# Data provided start
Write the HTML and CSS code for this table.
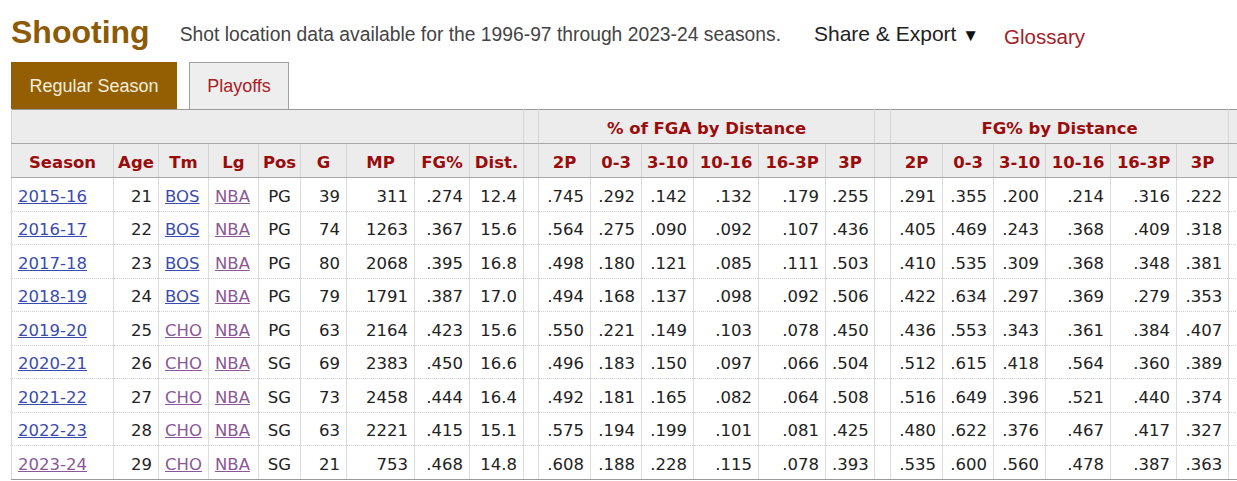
FILE: index.html
```html
<!DOCTYPE html>
<html>
<head>
<meta charset="utf-8">
<link rel="stylesheet" href="styles.css">
</head>
<body>
<div class="page">
  <header class="section-head">
    <h2 class="title">Shooting</h2>
    <p class="note">Shot location data available for the 1996-97 through 2023-24 seasons.</p>
    <span class="share">Share &amp; Export <span class="arrow">▼</span></span>
    <a class="glossary" href="#">Glossary</a>
  </header>
  <nav class="tabs">
    <span class="tab current">Regular Season</span>
    <span class="tab">Playoffs</span>
  </nav>
  <div class="table-wrap">
    <table class="stats">
      <colgroup>
        <col style="width:102px"><col style="width:45px"><col style="width:50px"><col style="width:50px"><col style="width:42px"><col style="width:46px"><col style="width:68px"><col style="width:55px"><col style="width:54px">
        <col style="width:15px">
        <col style="width:52px"><col style="width:51px"><col style="width:52px"><col style="width:65px"><col style="width:67px"><col style="width:49px">
        <col style="width:16px">
        <col style="width:52px"><col style="width:51px"><col style="width:52px"><col style="width:65px"><col style="width:66px"><col style="width:52px">
        <col style="width:16px">
      </colgroup>
      <thead>
        <tr class="over">
          <th colspan="9"></th>
          <th class="sp"></th>
          <th colspan="6">% of FGA by Distance</th>
          <th class="sp"></th>
          <th colspan="6">FG% by Distance</th>
          <th class="sp"></th>
        </tr>
        <tr class="cols">
          <th>Season</th><th>Age</th><th>Tm</th><th>Lg</th><th>Pos</th><th>G</th><th>MP</th><th>FG%</th><th>Dist.</th>
          <th class="sp"></th>
          <th>2P</th><th>0-3</th><th>3-10</th><th>10-16</th><th>16-3P</th><th>3P</th>
          <th class="sp"></th>
          <th>2P</th><th>0-3</th><th>3-10</th><th>10-16</th><th>16-3P</th><th>3P</th>
          <th class="sp"></th>
        </tr>
      </thead>
      <tbody>
        <tr><td class="l"><a href="#">2015-16</a></td><td>21</td><td class="l"><a href="#">BOS</a></td><td class="l"><a class="v" href="#">NBA</a></td><td class="c">PG</td><td>39</td><td>311</td><td>.274</td><td>12.4</td><td class="sp"></td><td>.745</td><td>.292</td><td>.142</td><td>.132</td><td>.179</td><td>.255</td><td class="sp"></td><td>.291</td><td>.355</td><td>.200</td><td>.214</td><td>.316</td><td>.222</td><td class="sp"></td></tr>
        <tr><td class="l"><a href="#">2016-17</a></td><td>22</td><td class="l"><a href="#">BOS</a></td><td class="l"><a class="v" href="#">NBA</a></td><td class="c">PG</td><td>74</td><td>1263</td><td>.367</td><td>15.6</td><td class="sp"></td><td>.564</td><td>.275</td><td>.090</td><td>.092</td><td>.107</td><td>.436</td><td class="sp"></td><td>.405</td><td>.469</td><td>.243</td><td>.368</td><td>.409</td><td>.318</td><td class="sp"></td></tr>
        <tr><td class="l"><a href="#">2017-18</a></td><td>23</td><td class="l"><a href="#">BOS</a></td><td class="l"><a class="v" href="#">NBA</a></td><td class="c">PG</td><td>80</td><td>2068</td><td>.395</td><td>16.8</td><td class="sp"></td><td>.498</td><td>.180</td><td>.121</td><td>.085</td><td>.111</td><td>.503</td><td class="sp"></td><td>.410</td><td>.535</td><td>.309</td><td>.368</td><td>.348</td><td>.381</td><td class="sp"></td></tr>
        <tr><td class="l"><a href="#">2018-19</a></td><td>24</td><td class="l"><a href="#">BOS</a></td><td class="l"><a class="v" href="#">NBA</a></td><td class="c">PG</td><td>79</td><td>1791</td><td>.387</td><td>17.0</td><td class="sp"></td><td>.494</td><td>.168</td><td>.137</td><td>.098</td><td>.092</td><td>.506</td><td class="sp"></td><td>.422</td><td>.634</td><td>.297</td><td>.369</td><td>.279</td><td>.353</td><td class="sp"></td></tr>
        <tr><td class="l"><a href="#">2019-20</a></td><td>25</td><td class="l"><a class="v" href="#">CHO</a></td><td class="l"><a class="v" href="#">NBA</a></td><td class="c">PG</td><td>63</td><td>2164</td><td>.423</td><td>15.6</td><td class="sp"></td><td>.550</td><td>.221</td><td>.149</td><td>.103</td><td>.078</td><td>.450</td><td class="sp"></td><td>.436</td><td>.553</td><td>.343</td><td>.361</td><td>.384</td><td>.407</td><td class="sp"></td></tr>
        <tr><td class="l"><a href="#">2020-21</a></td><td>26</td><td class="l"><a class="v" href="#">CHO</a></td><td class="l"><a class="v" href="#">NBA</a></td><td class="c">SG</td><td>69</td><td>2383</td><td>.450</td><td>16.6</td><td class="sp"></td><td>.496</td><td>.183</td><td>.150</td><td>.097</td><td>.066</td><td>.504</td><td class="sp"></td><td>.512</td><td>.615</td><td>.418</td><td>.564</td><td>.360</td><td>.389</td><td class="sp"></td></tr>
        <tr><td class="l"><a href="#">2021-22</a></td><td>27</td><td class="l"><a class="v" href="#">CHO</a></td><td class="l"><a class="v" href="#">NBA</a></td><td class="c">SG</td><td>73</td><td>2458</td><td>.444</td><td>16.4</td><td class="sp"></td><td>.492</td><td>.181</td><td>.165</td><td>.082</td><td>.064</td><td>.508</td><td class="sp"></td><td>.516</td><td>.649</td><td>.396</td><td>.521</td><td>.440</td><td>.374</td><td class="sp"></td></tr>
        <tr><td class="l"><a href="#">2022-23</a></td><td>28</td><td class="l"><a class="v" href="#">CHO</a></td><td class="l"><a class="v" href="#">NBA</a></td><td class="c">SG</td><td>63</td><td>2221</td><td>.415</td><td>15.1</td><td class="sp"></td><td>.575</td><td>.194</td><td>.199</td><td>.101</td><td>.081</td><td>.425</td><td class="sp"></td><td>.480</td><td>.622</td><td>.376</td><td>.467</td><td>.417</td><td>.327</td><td class="sp"></td></tr>
        <tr><td class="l"><a class="v" href="#">2023-24</a></td><td>29</td><td class="l"><a class="v" href="#">CHO</a></td><td class="l"><a class="v" href="#">NBA</a></td><td class="c">SG</td><td>21</td><td>753</td><td>.468</td><td>14.8</td><td class="sp"></td><td>.608</td><td>.188</td><td>.228</td><td>.115</td><td>.078</td><td>.393</td><td class="sp"></td><td>.535</td><td>.600</td><td>.560</td><td>.478</td><td>.387</td><td>.363</td><td class="sp"></td></tr>
      </tbody>
    </table>
  </div>
</div>
</body>
</html>
```
FILE: styles.css
```css
html, body {
  margin: 0;
  padding: 0;
  background: #fff;
  overflow: hidden;
}
.page {
  padding-left: 11px;
  font-family: "Liberation Sans", Arial, sans-serif;
}
.section-head {
  display: flex;
  align-items: flex-start;
  height: 62px;
  box-sizing: border-box;
  white-space: nowrap;
}
.title {
  margin: 16px 0 0 0;
  font-size: 32px;
  line-height: 32px;
  font-weight: bold;
  color: #8d5a06;
}
.note {
  margin: 25px 0 0 30px;
  font-size: 19.3px;
  line-height: 19px;
  color: #444;
}
.share {
  margin: 23px 0 0 33px;
  font-size: 21px;
  line-height: 21px;
  color: #222;
}
.arrow {
  font-size: 17px;
  color: #111;
}
.glossary {
  margin: 26px 0 0 25px;
  font-size: 20.5px;
  line-height: 21px;
  color: #a32126;
  text-decoration: none;
}
.tabs {
  display: flex;
  gap: 12px;
  height: 47px;
}
.tab {
  display: flex;
  align-items: center;
  justify-content: center;
  box-sizing: border-box;
  height: 47px;
  width: 100px;
  font-size: 18px;
  color: #a82226;
  background: #eeeeee;
  border: 1px solid #a0a0a0;
  border-bottom: none;
}
.tab.current {
  width: 166px;
  background: #935f02;
  border-color: #935f02;
  color: #f6eedb;
}
.table-wrap {
  overflow: hidden;
}
.stats {
  table-layout: fixed;
  border-collapse: collapse;
  width: 1234px;
  font-family: "DejaVu Sans", Verdana, sans-serif;
  font-size: 16.5px;
  color: #222;
  border-top: 1px solid #999;
  border-left: 1px solid #999;
  border-bottom: 1px solid #999;
}
.stats th {
  background: #ececec;
  color: #9a0c0c;
  font-weight: bold;
  text-align: center;
  height: 34px;
  padding: 4px 2px 0;
  box-sizing: border-box;
  white-space: nowrap;
  border-left: 1px solid #d4d4d4;
  border-right: 1px solid #d4d4d4;
  border-bottom: 1px solid #a8a8a8;
}
.stats td {
  height: 33.5px;
  padding: 4px 6px 0;
  box-sizing: border-box;
  text-align: right;
  white-space: nowrap;
  border-left: 1px solid #dcdcdc;
  border-right: 1px solid #dcdcdc;
  border-bottom: 1px dotted #cfcfcf;
}
.stats tbody tr:last-child td {
  border-bottom: 1px solid #999;
}
.stats td.l {
  text-align: left;
}
.stats td.c {
  text-align: center;
}
.stats a {
  color: #3a4bb0;
}
.stats a.v {
  color: #8a5896;
}
```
# Data provided end
#### Short task
Extract each line holding the string "table".

#### Written answer
Write the HTML and CSS code for this table.
  <div class="table-wrap">
    <table class="stats">
    </table>
.table-wrap {
  table-layout: fixed;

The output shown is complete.